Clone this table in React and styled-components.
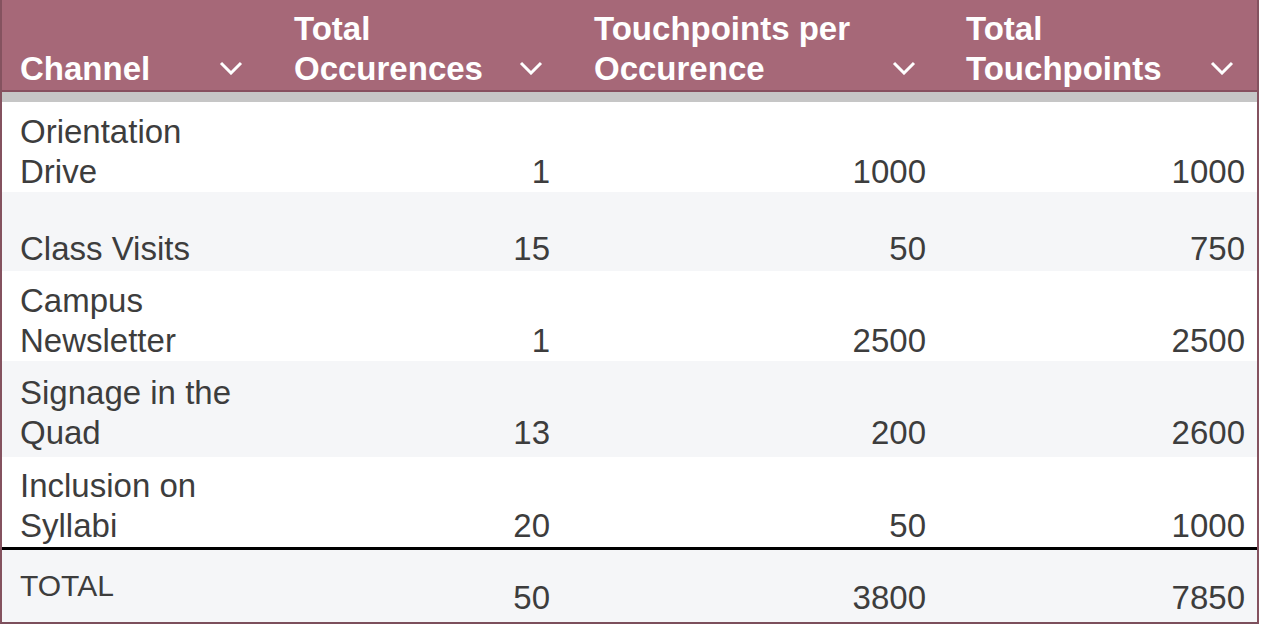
import React from "react";
import styled, { createGlobalStyle } from "styled-components";

const GlobalStyle = createGlobalStyle`
  body {
    margin: 0;
    background: #ffffff;
    font-family: "Liberation Sans", Arial, sans-serif;
  }
`;

const COLS = "274px 300px 372px 1fr";

const Table = styled.div`
  width: 1259px;
  border-left: 2px solid #84525f;
  border-right: 2px solid #84525f;
  border-bottom: 2px solid #7c4f5c;
  box-sizing: border-box;
`;

const HeaderRow = styled.div`
  display: grid;
  grid-template-columns: ${COLS};
  height: 92px;
  box-sizing: border-box;
  background: #a66878;
  border-bottom: 2px solid #87505f;
`;

const HeadCell = styled.div`
  display: flex;
  align-items: flex-end;
  justify-content: space-between;
  padding: 0 ${(p) => p.$pr}px 1px 18px;
`;

const HeadLabel = styled.div`
  color: #ffffff;
  font-size: 33px;
  line-height: 40px;
  font-weight: 700;
`;

const Chevron = styled.svg`
  flex: none;
  margin-bottom: 14px;
`;

const Divider = styled.div`
  height: 10px;
  background: #c6c6c6;
`;

const Row = styled.div`
  display: grid;
  grid-template-columns: ${COLS};
  height: ${(p) => p.$h}px;
  background: ${(p) => (p.$alt ? "#f5f6f8" : "#ffffff")};
`;

const TotalRow = styled(Row)`
  border-top: 3px solid #000000;
`;

const Cell = styled.div`
  display: flex;
  align-items: ${(p) => (p.$middle ? "center" : "flex-end")};
  justify-content: ${(p) => (p.$num ? "flex-end" : "flex-start")};
  padding: 0 ${(p) => p.$pr || 0}px ${(p) => p.$pb}px 18px;
  color: #3d3d3d;
  font-size: ${(p) => (p.$small ? 30 : 33)}px;
  line-height: 40px;
`;

const headers = [
  { label: "Channel", pr: 33 },
  { label: ["Total", "Occurences"], pr: 33 },
  { label: ["Touchpoints per", "Occurence"], pr: 32 },
  { label: ["Total", "Touchpoints"], pr: 23 },
];

const numPad = [26, 22, 12];

const rows = [
  { name: ["Orientation", "Drive"], vals: [1, 1000, 1000], h: 90, pb: 0 },
  { name: ["Class Visits"], vals: [15, 50, 750], h: 79, pb: 2 },
  { name: ["Campus", "Newsletter"], vals: [1, 2500, 2500], h: 90, pb: 0 },
  { name: ["Signage in the", "Quad"], vals: [13, 200, 2600], h: 96, pb: 4 },
  { name: ["Inclusion on", "Syllabi"], vals: [20, 50, 1000], h: 90, pb: 1 },
];

const Lines = ({ parts }) =>
  [].concat(parts).map((t, i) => (
    <React.Fragment key={i}>
      {i > 0 && <br />}
      {t}
    </React.Fragment>
  ));

function ChevronDown() {
  return (
    <Chevron width="24" height="14" viewBox="0 0 24 14">
      <polyline
        points="2,2 12,12 22,2"
        fill="none"
        stroke="#ffffff"
        strokeWidth="3"
      />
    </Chevron>
  );
}

export default function App() {
  const total = [0, 1, 2].map((c) => rows.reduce((s, r) => s + r.vals[c], 0));

  return (
    <>
      <GlobalStyle />
      <Table>
        <HeaderRow>
          {headers.map((h, i) => (
            <HeadCell key={i} $pr={h.pr}>
              <HeadLabel>
                <Lines parts={h.label} />
              </HeadLabel>
              <ChevronDown />
            </HeadCell>
          ))}
        </HeaderRow>
        <Divider />
        {rows.map((r, i) => (
          <Row key={i} $h={r.h} $alt={i % 2 === 1}>
            <Cell $pb={r.pb}>
              <div>
                <Lines parts={r.name} />
              </div>
            </Cell>
            {r.vals.map((v, j) => (
              <Cell key={j} $num $pb={r.pb} $pr={numPad[j]}>
                {v}
              </Cell>
            ))}
          </Row>
        ))}
        <TotalRow $h={72} $alt>
          <Cell $middle $small $pb={0}>
            TOTAL
          </Cell>
          {total.map((v, j) => (
            <Cell key={j} $num $pb={4} $pr={numPad[j]}>
              {v}
            </Cell>
          ))}
        </TotalRow>
      </Table>
    </>
  );
}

###

THE EXERCISE
Repeat verbatim all the material, but not the pictures.

COMPLETED EXERCISE
Clone this table in React and styled-components.
import React from "react";
import styled, { createGlobalStyle } from "styled-components";

const GlobalStyle = createGlobalStyle`
  body {
    margin: 0;
    background: #ffffff;
    font-family: "Liberation Sans", Arial, sans-serif;
  }
`;

const COLS = "274px 300px 372px 1fr";

const Table = styled.div`
  width: 1259px;
  border-left: 2px solid #84525f;
  border-right: 2px solid #84525f;
  border-bottom: 2px solid #7c4f5c;
  box-sizing: border-box;
`;

const HeaderRow = styled.div`
  display: grid;
  grid-template-columns: ${COLS};
  height: 92px;
  box-sizing: border-box;
  background: #a66878;
  border-bottom: 2px solid #87505f;
`;

const HeadCell = styled.div`
  display: flex;
  align-items: flex-end;
  justify-content: space-between;
  padding: 0 ${(p) => p.$pr}px 1px 18px;
`;

const HeadLabel = styled.div`
  color: #ffffff;
  font-size: 33px;
  line-height: 40px;
  font-weight: 700;
`;

const Chevron = styled.svg`
  flex: none;
  margin-bottom: 14px;
`;

const Divider = styled.div`
  height: 10px;
  background: #c6c6c6;
`;

const Row = styled.div`
  display: grid;
  grid-template-columns: ${COLS};
  height: ${(p) => p.$h}px;
  background: ${(p) => (p.$alt ? "#f5f6f8" : "#ffffff")};
`;

const TotalRow = styled(Row)`
  border-top: 3px solid #000000;
`;

const Cell = styled.div`
  display: flex;
  align-items: ${(p) => (p.$middle ? "center" : "flex-end")};
  justify-content: ${(p) => (p.$num ? "flex-end" : "flex-start")};
  padding: 0 ${(p) => p.$pr || 0}px ${(p) => p.$pb}px 18px;
  color: #3d3d3d;
  font-size: ${(p) => (p.$small ? 30 : 33)}px;
  line-height: 40px;
`;

const headers = [
  { label: "Channel", pr: 33 },
  { label: ["Total", "Occurences"], pr: 33 },
  { label: ["Touchpoints per", "Occurence"], pr: 32 },
  { label: ["Total", "Touchpoints"], pr: 23 },
];

const numPad = [26, 22, 12];

const rows = [
  { name: ["Orientation", "Drive"], vals: [1, 1000, 1000], h: 90, pb: 0 },
  { name: ["Class Visits"], vals: [15, 50, 750], h: 79, pb: 2 },
  { name: ["Campus", "Newsletter"], vals: [1, 2500, 2500], h: 90, pb: 0 },
  { name: ["Signage in the", "Quad"], vals: [13, 200, 2600], h: 96, pb: 4 },
  { name: ["Inclusion on", "Syllabi"], vals: [20, 50, 1000], h: 90, pb: 1 },
];

const Lines = ({ parts }) =>
  [].concat(parts).map((t, i) => (
    <React.Fragment key={i}>
      {i > 0 && <br />}
      {t}
    </React.Fragment>
  ));

function ChevronDown() {
  return (
    <Chevron width="24" height="14" viewBox="0 0 24 14">
      <polyline
        points="2,2 12,12 22,2"
        fill="none"
        stroke="#ffffff"
        strokeWidth="3"
      />
    </Chevron>
  );
}

export default function App() {
  const total = [0, 1, 2].map((c) => rows.reduce((s, r) => s + r.vals[c], 0));

  return (
    <>
      <GlobalStyle />
      <Table>
        <HeaderRow>
          {headers.map((h, i) => (
            <HeadCell key={i} $pr={h.pr}>
              <HeadLabel>
                <Lines parts={h.label} />
              </HeadLabel>
              <ChevronDown />
            </HeadCell>
          ))}
        </HeaderRow>
        <Divider />
        {rows.map((r, i) => (
          <Row key={i} $h={r.h} $alt={i % 2 === 1}>
            <Cell $pb={r.pb}>
              <div>
                <Lines parts={r.name} />
              </div>
            </Cell>
            {r.vals.map((v, j) => (
              <Cell key={j} $num $pb={r.pb} $pr={numPad[j]}>
                {v}
              </Cell>
            ))}
          </Row>
        ))}
        <TotalRow $h={72} $alt>
          <Cell $middle $small $pb={0}>
            TOTAL
          </Cell>
          {total.map((v, j) => (
            <Cell key={j} $num $pb={4} $pr={numPad[j]}>
              {v}
            </Cell>
          ))}
        </TotalRow>
      </Table>
    </>
  );
}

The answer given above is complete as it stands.